Cooee! Too many rules
Bloody hell. It’s going to take me a couple of months when I get home to Blighty to get over being told what to do every second of the day. There are so many rules and regulations and signs and people telling you what to do and what not to do, it is mind-numbing. There are twenty three million people in Australia and sixteen million of them are security guards. The roads are spanned by huge banners ‘Look Out, People About’. I must admit, in this regard, Aussie drivers do need to be told. They do want to kill you. Beware being a pedestrian in Oz. There you go. I’ve caught the bug. Telling you what to do. Where to stand? Where to park? Where to smoke? Be assured in Oz, there’s someone around who’ll happily tell you what to do.
Cooee! Temperature Drop
It’s been a wet week in Sydney since the boiling hot weekend. Temperatures have plummeted to a 23 degree low. Bugger. It’s like a Brighton summer. A really good one. I’m still in shorts and thongs (flip flops) and the locals have dragged out their cardigans. So, I’m rained in at the moment. I’ve given up on the telly so I’ve been giving the radio a go. Bloody heck, it’s very hard to get a radio station that’s not 70’s classic or Talk Back. So many Aussies whingeing on the radio it beggars belief. I never thought I’d ever long to hear Colin Murray’s voice on Radio 1. But I am. Things are desperate. The only contemporary music I can get is American Gangster Rap. Not that I want to turn into one of the ten million Aussie whingers but if this goes on much longer, I will go motherfuckin’ crazy. Word up!
Cooee! Aussie KKK
A former Ku Klux Klan Imperial Dragon who has left the order and found another God, is touring Australia. He has told the press here that ‘the racism in Australia matches that of the deep south of America’. I think he might be right. In the town of Moree, the local council has banned swimming in the river.
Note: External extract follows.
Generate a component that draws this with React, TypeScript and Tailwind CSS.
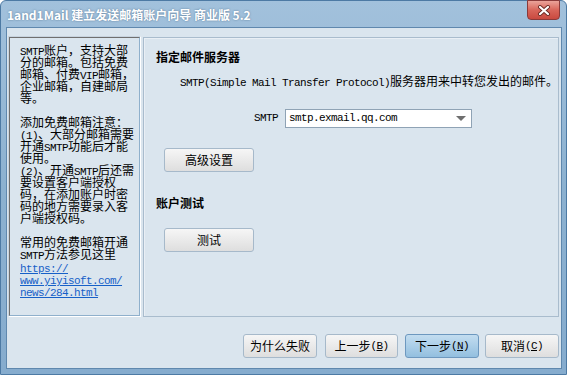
import React from 'react';

const cjk = "font-['Noto_Sans_CJK_SC',sans-serif]";
// half-width latin like the SimSun bitmap font: 11px mono squeezed to a 6px advance
const mono = "font-['Liberation_Mono',monospace] text-[11px] tracking-[-0.6px]";

const Mixed: React.FC<{ text: string }> = ({ text }) => {
  const parts = text.split(/([\x20-\x7e]+)/).filter((p) => p !== '');
  return (
    <>
      {parts.map((p, i) =>
        /^[\x20-\x7e]+$/.test(p) ? (
          <span key={i} className={`${mono} whitespace-pre`}>
            {p}
          </span>
        ) : (
          <span key={i}>{p}</span>
        )
      )}
    </>
  );
};

const leftLines = [
  'SMTP账户，支持大部',
  '分的邮箱。包括免费',
  '邮箱、付费VIP邮箱，',
  '企业邮箱，自建邮局',
  '等。',
  '',
  '添加免费邮箱注意：',
  '(1)、大部分邮箱需要',
  '开通SMTP功能后才能',
  '使用。',
  '(2)、开通SMTP后还需',
  '要设置客户端授权',
  '码，在添加账户时密',
  '码的地方需要录入客',
  '户端授权码。',
  '',
  '常用的免费邮箱开通',
  'SMTP方法参见这里',
];

const linkLines = ['https://', 'www.yiyisoft.com/', 'news/284.html'];

const WinButton: React.FC<{ children: React.ReactNode; primary?: boolean; className?: string }> = ({
  children,
  primary,
  className,
}) => (
  <button
    className={`h-[24px] rounded-[3px] border text-[12px] text-black ${cjk} flex items-center justify-center ${
      primary
        ? 'border-[#6d98bf] bg-gradient-to-b from-[#c3ddf0] to-[#93bfdf]'
        : 'border-[#a6b9ca] bg-gradient-to-b from-[#f6f6f6] to-[#dedede]'
    } ${className ?? ''}`}
  >
    {children}
  </button>
);

const Key: React.FC<{ k: string }> = ({ k }) => (
  <span className={mono}>
    (<span className="underline">{k}</span>)
  </span>
);

export default function App() {
  return (
    <div className="w-[567px] h-[375px] overflow-hidden bg-white">
      <div className="w-[567px] h-[375px] flex flex-col rounded-t-[6px] border border-[#4d7aa4] bg-gradient-to-b from-[#a2c1dc] via-[#8cb1d0] to-[#86acce]">
        {/* title bar */}
        <div className="h-[26px] flex items-start justify-between pl-[6px] pr-[6px]">
          <div
            className={`mt-[7px] text-[12px] leading-[14px] font-bold text-white ${cjk} [text-shadow:0_0_2px_rgba(40,70,100,0.6)]`}
          >
            1and1Mail 建立发送邮箱账户向导 商业版 5.2
          </div>
          <div className="w-[33px] h-[20px] -mt-px rounded-b-[4px] border border-[#8a3a3a] bg-gradient-to-b from-[#eaa39a] via-[#d8655a] to-[#c9493f] flex items-center justify-center">
            <svg width="14" height="11" viewBox="0 0 14 11">
              <path d="M3 2 L11 9 M11 2 L3 9" stroke="#6b2a24" strokeWidth="4" strokeLinecap="round" />
              <path d="M3 2 L11 9 M11 2 L3 9" stroke="#ffffff" strokeWidth="2.2" strokeLinecap="round" />
            </svg>
          </div>
        </div>

        {/* client area */}
        <div className="flex-1 ml-[5px] mr-[4px] mb-[5px] border border-[#5f88ae] bg-[#dae5ee] flex flex-col">
          <div className="flex items-start pl-[1px] pt-[8px] pr-[2px] gap-[2px]">
            {/* left info panel */}
            <div className="w-[133px] h-[281px] border border-t-[#c7d3de] border-l-[#c7d3de] border-r-white border-b-white">
              <div className="h-full border border-t-[#6f6f6f] border-l-[#6f6f6f] border-r-[#8fb0cc] border-b-[#8fb0cc] pl-[10px] pt-[6px]">
                <div className={`text-[12px] leading-[12px] text-black ${cjk} whitespace-nowrap`}>
                  {leftLines.map((l, i) => (
                    <div key={i} className="h-[12px]">
                      <Mixed text={l} />
                    </div>
                  ))}
                  {linkLines.map((l, i) => (
                    <div key={i} className="h-[12px] leading-[13px]">
                      <span className={`${mono} text-[#1660c8] underline`}>{l}</span>
                    </div>
                  ))}
                </div>
              </div>
            </div>

            {/* right settings panel */}
            <div className="flex-1 h-[280px] mt-[1px] border border-[#a9bccd] flex flex-col">
              <div className="h-full border-l border-t border-white/40 pl-[11px] pt-[11px]">
                <div className={`text-[12px] leading-[14px] font-bold text-black ${cjk}`}>指定邮件服务器</div>
                <div className={`mt-[10px] pl-[24px] text-[12px] leading-[14px] text-black ${cjk} whitespace-nowrap`}>
                  <Mixed text="SMTP(Simple Mail Transfer Protocol)服务器用来中转您发出的邮件。" />
                </div>
                <div className="mt-[19px] flex items-center pl-[98px]">
                  <span className={`${mono} text-black`}>SMTP</span>
                  <div className="ml-[7px] w-[187px] h-[19px] border border-[#8fa3b5] bg-white flex items-center justify-between pl-[3px] pr-[5px]">
                    <span className={`${mono} text-black`}>smtp.exmail.qq.com</span>
                    <svg width="10" height="6" viewBox="0 0 10 6">
                      <path d="M0 0 H10 L5 5 Z" fill="#6f6f6f" />
                    </svg>
                  </div>
                </div>
                <div className="mt-[20px] pl-[8px]">
                  <WinButton className="w-[90px]">高级设置</WinButton>
                </div>
                <div className={`mt-[24px] text-[12px] leading-[14px] font-bold text-black ${cjk}`}>账户测试</div>
                <div className="mt-[18px] pl-[8px]">
                  <WinButton className="w-[90px]">测试</WinButton>
                </div>
              </div>
            </div>
          </div>

          {/* bottom buttons */}
          <div className="mt-[17px] flex justify-end gap-[7px] pr-[2px]">
            <WinButton className="w-[74px]">为什么失败</WinButton>
            <WinButton className="w-[73px] ml-px">
              上一步<Key k="B" />
            </WinButton>
            <WinButton primary className="w-[74px]">
              下一步<Key k="N" />
            </WinButton>
            <WinButton className="w-[74px] -ml-px">
              取消<Key k="C" />
            </WinButton>
          </div>
        </div>
      </div>
    </div>
  );
}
The swimming pool costs $6.50 to attend. One of the most expensive local pools in the state. With a healthy population of original Australians (Australian Aboriginals) in Morree, the council has basically made swimming in this dreadful heat unaffordable to many, or illegal. It’s just not right.
Mark Little’s Cooee from the Aussie bush 11/3/2011
Cooee! Not Censored!
Everything I send back to you is being cleared by the Australian Censors. I’ve had no trouble and don’t expect any. Needless to say ------------------------------------------------------------------- but you probably already knew that. I’ve only had one moment of grief. I told a bloke I was from Brighton, England --------------------------------blood----------------------Accident and Emergency-----------------------------and that was at Sydney’s Gay Mardi Gras at the weekend. I’m much better now. So I’m cool, as long as I don’t mention ---------------and ---------------------the censors are leaving me alone. Australia. The Land of the -----.
Cooee! Gone Bush
The holidays are over and the work begins. I’ve moved from Bondi Beach to a far western suburb at the foot of the Blue Mountains about 25 miles out of Sydney called Penrith. It’s in the bush. The home of the Westy. The Bogan. Yes! The Super Chav. True Convict stock. It’s also the home of Penrith Panthers Rugby League Club. It’s a notoriously ‘hard’ part of Australia. The local nightclub is called ‘PHRICTION’ to give you some idea. I’m here to do a play based on an old Oz radio serial of the thirties called ‘Dad and Dave’, a pair of right rural bush wackers. It’s gunna be a good play. Designed to bring culture to the Aussie suburbs. Yes, alright you can stop your sniggering right now. I’m also working on an art project at the local high school with The Missus. Based on poetry and photography and by crikey the poor little buggers need something. Apart from the Penrith Leagues Club, The Trots (Penrith Paceway), and the Joan Sutherland Performing Arts Centre, there’s not much else to do. Except fight of course. Went to The Trots on Wednesday and all four of us who were watchin’ had a good night. The rest of the crowd were in the clubhouse playing the poker machines and getting
‘blind’(drunk). I lost the shirt off my back. It was a beaut night. We went over to the Leagues Club at the weekend and had a coupla beers while the cage fighting played on the big screen and the DJ whacked off some Abba remixes. ‘No thongs or singlets after 8 O Clock’. It was right posh. I’m stayin’ out of trouble though. I bought myself a nice old suit from the Salvation Army and that has them all well confused. They think I’m either mad or important and they’re leaving me alone. Bullshit baffles brains. All this said, it’s great to be back in the bush. The smell of eucalyptus and some heat! Being woken every morning by flocks of cockatoos that sound like a million grandmothers flying overhead telling you to get out of bed. I’m lovin’ it. You can’t beat a bit of Aussie bush!
Cooee! Turned Off
I finally got to see some cricket. Channel 9 decided to telecast the Australia v Sri Lanka game. You know it. The bloody thing was rained off. I give up. I managed to chase down the England v Ireland score too. We may as well all fucking give up. The way South Africa are playing this might be a good tournament to miss. I’ll tell you this for nothin’. Aussie telly is so crook (bad), it makes a person want to give up on life altogether. One of the top rating TV shows is Antiques Roadshow, circa 2008 with ad breaks. Fucking terrible. The presenters who front the morning TV shows here are either smug, arrogant, completely gormless or just plain dumb. Now I understand this can be a pre-requisite for morning TV presenters but these Aussie buggers make Adrian Chiles look like he has charisma. And brains. No mean feat.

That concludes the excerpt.